In its application documents, which reveal some of Eskom's finances, the state utility said its revenue application caters for a needed increase in 2018/19, after the regulator maintained its revenue decision made in 2013 for the 2017/18 year, where it approved the total allowable revenue of R205bn. 

"The allowed revenue resulted in an average increase of 2.2% due to the base adjustments made in the preceding years," Eskom said.

Eskom said it believed the 2.2% average increase resulted in consumers receiving an effective decrease in electricity prices, in a situation where costs to produce the electricity were increasing.

"Inflation related increases were not catered for," it stated. The state utility explained there would be a marked jump in electricity prices in the 2018/19 year, partly due to the increases from an artificially low base which would not allow for the smoothing of price increases. "It would have a compounding effect over a number of years." 

Eskom expects an income of R206.2bn from tariffs if its application succeeds. Its average tariff is expected to rise from 89c per kWh to R1.07 per kWh if the 19.9% increase is granted. 

Lower electricity sales

But the fact that it is selling less power was once again brought to the fore when it admitted its forecast indicated that it could only sell 192 953 GWh, as opposed to sales of 223 217 GWh in the last year. 

Eskom said its standard tariff revenue is expected to increase by R7.26bn, which equates to a revenue increase of 3.6% from Nersa’s ruling for the 2017/18 year.

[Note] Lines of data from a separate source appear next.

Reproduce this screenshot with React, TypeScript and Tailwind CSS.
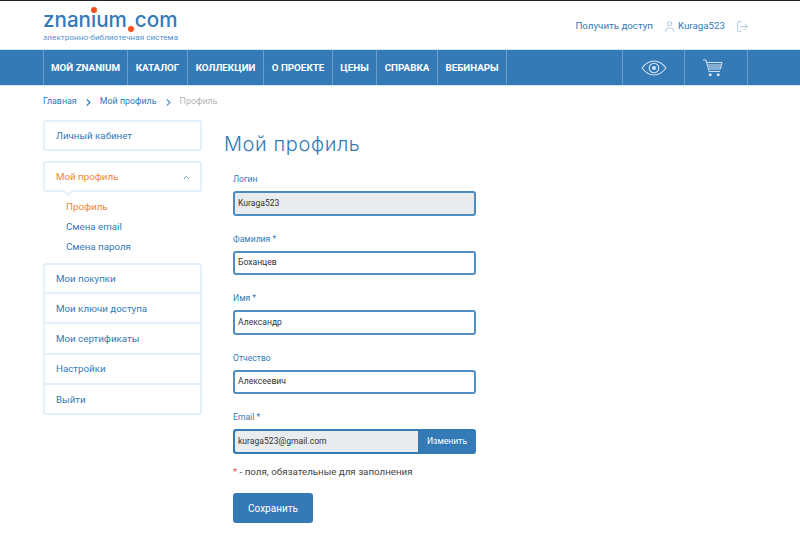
import { ChevronRight, ChevronUp, LogOut, User } from "lucide-react";

const navItems = [
  { label: "МОЙ ZNANIUM", width: "w-[84px]" },
  { label: "КАТАЛОГ", width: "w-[60px]" },
  { label: "КОЛЛЕКЦИИ", width: "w-[76px]" },
  { label: "О ПРОЕКТЕ", width: "w-[69px]" },
  { label: "ЦЕНЫ", width: "w-[44px]" },
  { label: "СПРАВКА", width: "w-[61px]" },
  { label: "ВЕБИНАРЫ", width: "w-[69px]" },
];

const bottomMenu = ["Мои покупки", "Мои ключи доступа", "Мои сертификаты", "Настройки", "Выйти"];

function Logo() {
  return (
    <div className="relative ml-[43px] w-[140px] pt-[4px]">
      <div className="relative h-[28px] font-['Inter',sans-serif] text-[20.600px] leading-[29px] font-medium whitespace-nowrap text-[#337ab7]">
        znanium<span className="ml-[8px]">com</span>
        <span className="absolute top-[2px] left-[48px] h-[6px] w-[6px] rounded-full bg-[#f4511e]" />
        <span className="absolute top-[21px] left-[85px] h-[6px] w-[6px] rounded-full bg-[#f4511e]" />
      </div>
      <div className="text-[8px] leading-[10px] tracking-[0.1px] whitespace-nowrap text-[#4f8fcb]">
        электронно-библиотечная система
      </div>
    </div>
  );
}

function EyeIcon() {
  return (
    <svg width="26" height="16" viewBox="0 0 26 16" fill="none" stroke="#d3e2f0" strokeWidth="1.1">
      <path d="M1 8C4.5 3.3 8.500 1 13 1s8.500 2.300 12 7c-3.500 4.700-7.500 7-12 7S4.500 12.700 1 8Z" />
      <circle cx="13" cy="8" r="4.800" />
      <circle cx="13" cy="8" r="2" fill="#d3e2f0" stroke="none" />
    </svg>
  );
}

function CartIcon() {
  return (
    <svg width="20" height="18" viewBox="0 0 20 18" fill="none" stroke="#d3e2f0" strokeWidth="1">
      <path d="M0 1h3l3 11.500h11" />
      <path d="M4 3.500h15l-1.500 6.500H5.700" />
      <path d="M4.800 6h13.500M5.400 8h12.500" />
      <circle cx="7.200" cy="15.800" r="1.500" fill="#d3e2f0" stroke="none" />
      <circle cx="15.200" cy="15.800" r="1.500" fill="#d3e2f0" stroke="none" />
    </svg>
  );
}

function Field({ label, value, disabled }: { label: string; value: string; disabled?: boolean }) {
  return (
    <div className="mb-[16px]">
      <div className="h-[19px] text-[8.600px] leading-[14px] text-[#337ab7]">{label}</div>
      <div
        className={`flex h-[24.500px] items-center rounded-[3px] border-2 border-[#337ab7]/85 px-[3px] text-[8.600px] text-[#333] ${
          disabled ? "bg-[#e9ecef]" : "bg-white"
        }`}
      >
        {value}
      </div>
    </div>
  );
}

export default function App() {
  return (
    <div className="h-[545px] w-[800px] overflow-hidden border-t border-t-[#222] bg-white font-['Roboto',sans-serif]">
      <header className="flex h-[48px] items-start justify-between">
        <Logo />
        <div className="mt-[17px] mr-[51px] flex items-center text-[9.750px] leading-[16px] text-[#337ab7]">
          <span>Получить доступ</span>
          <User size={13} strokeWidth={1.1} className="mr-[2px] ml-[10px] text-[#7aa7d1]" />
          <span>Kuraga523</span>
          <LogOut size={13} strokeWidth={1.1} className="ml-[11px] text-[#7aa7d1]" />
        </div>
      </header>

      <nav className="flex h-[37px] items-stretch border-y border-y-[#d5e3f0] bg-[#337ab7] pl-[43px] text-white">
        <div className="flex border-l border-l-[#6c9fcb]">
          {navItems.map((item) => (
            <div
              key={item.label}
              className={`flex items-center justify-center border-r border-r-[#6c9fcb] pt-[2px] text-[9.800px] font-bold whitespace-nowrap ${item.width}`}
            >
              {item.label}
            </div>
          ))}
        </div>
        <div className="ml-[115px] flex border-l border-l-[#6c9fcb]">
          <div className="flex w-[62px] items-center justify-center border-r border-r-[#6c9fcb]">
            <EyeIcon />
          </div>
          <div className="flex w-[63px] items-center justify-center border-r border-r-[#6c9fcb] pr-[6px]">
            <CartIcon />
          </div>
        </div>
      </nav>

      <div className="flex h-[30px] items-center pt-[2px] pl-[43px] text-[8.900px] text-[#337ab7]">
        <span>Главная</span>
        <ChevronRight size={11} strokeWidth={2.500} className="mx-[6px]" />
        <span>Мой профиль</span>
        <ChevronRight size={11} strokeWidth={2.500} className="mx-[6px] text-[#5e93c4]" />
        <span className="text-[#b5b5b5]">Профиль</span>
      </div>

      <main className="flex items-start pl-[43px]">
        <aside className="mt-[4px] w-[159px] text-[9.750px] text-[#337ab7]">
          <div className="flex h-[31px] items-center rounded-[3px] border-2 border-[#e4f0fc] pt-[1px] pl-[11px]">Личный кабинет</div>
          <div className="relative mt-[10px] flex h-[31px] items-center justify-between rounded-[3px] border-2 border-[#e4f0fc] pt-[1px] pr-[9px] pl-[11px] text-[#f58634]">
            Мой профиль
            <ChevronUp size={9} strokeWidth={2.500} className="text-[#5e93c4]" />
            <span className="absolute bottom-[-5px] left-[20px] h-[7px] w-[7px] rotate-45 border-r-2 border-b-2 border-[#e4f0fc] bg-white" />
          </div>
          <div className="pt-[5px] pl-[23px] leading-[20px]">
            <div className="text-[#f58634]">Профиль</div>
            <div>Смена email</div>
            <div>Смена пароля</div>
          </div>
          <div className="mt-[6px] rounded-[3px] border-2 border-[#e4f0fc]">
            {bottomMenu.map((item, i) => (
              <div
                key={item}
                className={`flex items-center pt-[2px] pl-[11px] ${i > 0 ? "h-[30.250px] border-t-2 border-t-[#e4f0fc]" : "h-[27px]"}`}
              >
                {item}
              </div>
            ))}
          </div>
        </aside>

        <section className="ml-[22px] w-[252px]">
          <h1 className="pt-[14px] font-['Inter',sans-serif] text-[20px] leading-[28px] font-light tracking-[0.6px] text-[#337ab7]">
            Мой профиль
          </h1>
          <div className="mt-[14px] ml-[9px] w-[243px]">
            <Field label="Логин" value="Kuraga523" disabled />
            <Field label="Фамилия *" value="Боханцев" />
            <Field label="Имя *" value="Александр" />
            <Field label="Отчество" value="Алексеевич" />
            <div className="h-[19px] text-[8.600px] leading-[14px] text-[#337ab7]">Email *</div>
            <div className="flex h-[24.500px] rounded-[3px] bg-[#337ab7] text-[8.600px]">
              <div className="my-[2px] ml-[2px] flex flex-1 items-center rounded-l-[2px] bg-[#e9ecef] pl-[3px] text-[#333]">
                kuraga523@gmail.com
              </div>
              <div className="flex w-[58px] items-center justify-center text-white">Изменить</div>
            </div>
            <div className="mt-[11px] text-[9.750px] leading-[14px] text-[#444]">
              <span className="text-[#d9534f]">*</span> - поля, обязательные для заполнения
            </div>
            <button className="mt-[14.500px] h-[30px] w-[80px] rounded-[3px] bg-[#337ab7] text-[10px] text-white">
              Сохранить
            </button>
          </div>
        </section>
      </main>
    </div>
  );
}
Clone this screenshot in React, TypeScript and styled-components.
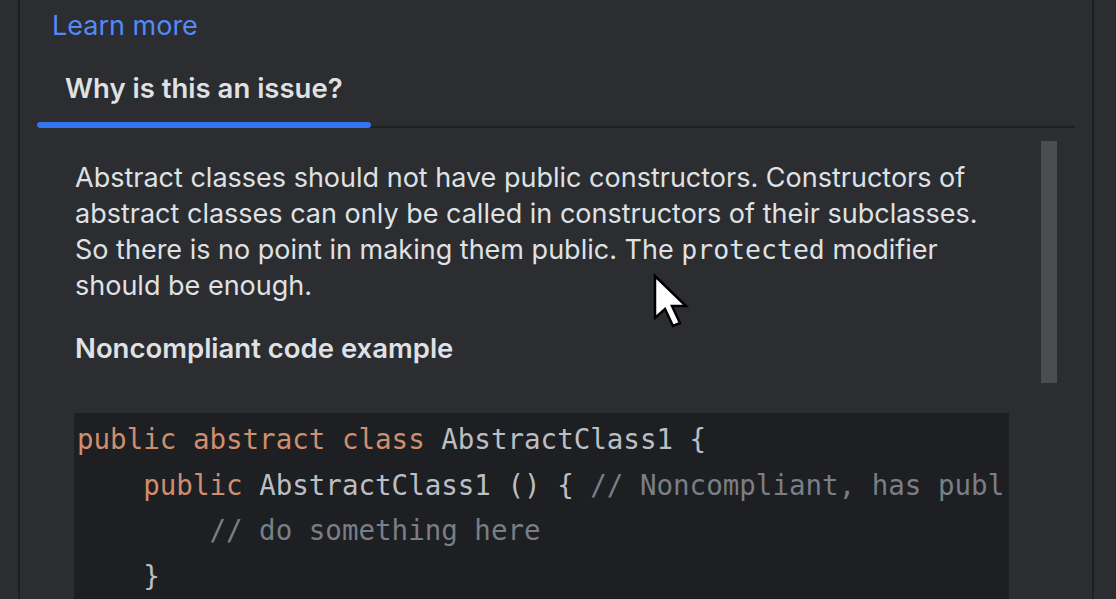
import React from "react";
import styled, { createGlobalStyle } from "styled-components";

const Global = createGlobalStyle`
  html, body { margin: 0; padding: 0; background: #2b2d30; }
  body { font-family: Inter, "Noto Sans", sans-serif; -webkit-font-smoothing: antialiased; }
`;

const Page = styled.div`
  position: relative;
  width: 1116px;
  height: 599px;
  overflow: hidden;
  background: #2b2d30;
  display: flex;
`;

const Gutter = styled.div<{ $w: number }>`
  width: ${(p) => p.$w}px;
  flex-shrink: 0;
`;

const Panel = styled.div`
  flex: 1;
  border-left: 2px solid #1e1f22;
  border-right: 2px solid #1e1f22;
  padding-top: 8px;
  display: flex;
  flex-direction: column;
`;

const LearnMore = styled.a`
  padding-left: 32px;
  font-size: 27px;
  line-height: 36px;
  color: #548af7;
  text-decoration: none;
`;

const TabBar = styled.div`
  margin: 26px 17px 0 17px;
  display: flex;
  border-bottom: 2px solid #1e1f22;
`;

const Tab = styled.div`
  width: 334px;
  display: flex;
  flex-direction: column;
`;

const TabLabel = styled.div`
  padding-left: 28px;
  font-size: 27.5px;
  font-weight: 600;
  line-height: 36px;
  color: #dfe1e5;
`;

const Indicator = styled.div`
  margin-top: 16px;
  margin-bottom: -2px;
  height: 6px;
  border-radius: 3px;
  background: #3574f0;
`;

const Body = styled.div`
  display: flex;
  flex: 1;
  min-height: 0;
`;

const Main = styled.div`
  width: 934px;
  padding-left: 55px;
  padding-top: 32px;
  display: flex;
  flex-direction: column;
`;

const Paragraph = styled.p`
  margin: 0;
  font-size: 27px;
  line-height: 36px;
  color: #dfe1e5;
  white-space: nowrap;
`;

const InlineCode = styled.code`
  font-family: "DejaVu Sans Mono", monospace;
  font-size: 26.5px;
`;

const Heading = styled.h3`
  margin: 26px 0 0 0;
  font-size: 27.5px;
  font-weight: 600;
  line-height: 36px;
  color: #dfe1e5;
`;

const CodeBlock = styled.pre`
  margin: 47px 0 0 -1px;
  padding: 4px 0 0 3px;
  background: #1e1f22;
  font-family: "DejaVu Sans Mono", monospace;
  font-size: 27.5px;
  line-height: 45.5px;
  color: #bcbec4;
  overflow: hidden;
  white-space: pre;
  flex: 1;
`;

const Kw = styled.span`
  color: #cf8e6d;
`;

const Comment = styled.span`
  color: #7a7e85;
`;

const ScrollArea = styled.div`
  margin-left: 32px;
  padding-top: 13px;
`;

const Thumb = styled.div`
  width: 16px;
  height: 242px;
  background: #4b4d51;
`;

const Cursor = styled.svg`
  position: absolute;
  left: 652px;
  top: 273px;
`;

export default function App() {
  return (
    <>
      <Global />
      <Page>
        <Gutter $w={18} />
        <Panel>
          <LearnMore href="#">Learn more</LearnMore>
          <TabBar>
            <Tab>
              <TabLabel>Why is this an issue?</TabLabel>
              <Indicator />
            </Tab>
          </TabBar>
          <Body>
            <Main>
              <Paragraph>
                Abstract classes should not have public constructors. Constructors of
                <br />
                abstract classes can only be called in constructors of their subclasses.
                <br />
                So there is no point in making them public. The <InlineCode>protected</InlineCode> modifier
                <br />
                should be enough.
              </Paragraph>
              <Heading>Noncompliant code example</Heading>
              <CodeBlock>
                <Kw>public abstract class</Kw> AbstractClass1 {"{"}
                {"\n"}
                {"    "}
                <Kw>public</Kw> AbstractClass1 () {"{"} <Comment>// Noncompliant, has publ</Comment>
                {"\n"}
                {"        "}
                <Comment>// do something here</Comment>
                {"\n"}
                {"    }"}
              </CodeBlock>
            </Main>
            <ScrollArea>
              <Thumb />
            </ScrollArea>
          </Body>
        </Panel>
        <Gutter $w={22} />
        <Cursor width="40" height="60" viewBox="0 0 40 60">
          <path
            d="M3 3 L3 45 L13 36 L21 53 L28 50 L20 33 L34 33 Z"
            fill="#ffffff"
            stroke="#000000"
            strokeWidth="2.5"
            strokeLinejoin="miter"
          />
        </Cursor>
      </Page>
    </>
  );
}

But because the revenue will be recouped from a lower sales volume than expected, the overall price increase required is 19.9% for 2018/19, Eskom explained.

It said a major contributor to the price increase is balancing its sales volumes to make up for decreased sales accommodating independent power producers, which Eskom said would have a 5.5% price impact.  

Eskom also said 46% of the operating cost is attributable to employee benefits, with maintenance taking up 29% of the costs and other costs 25%. It admitted that efficiencies could be gained if it downsized, but still kept critical skills.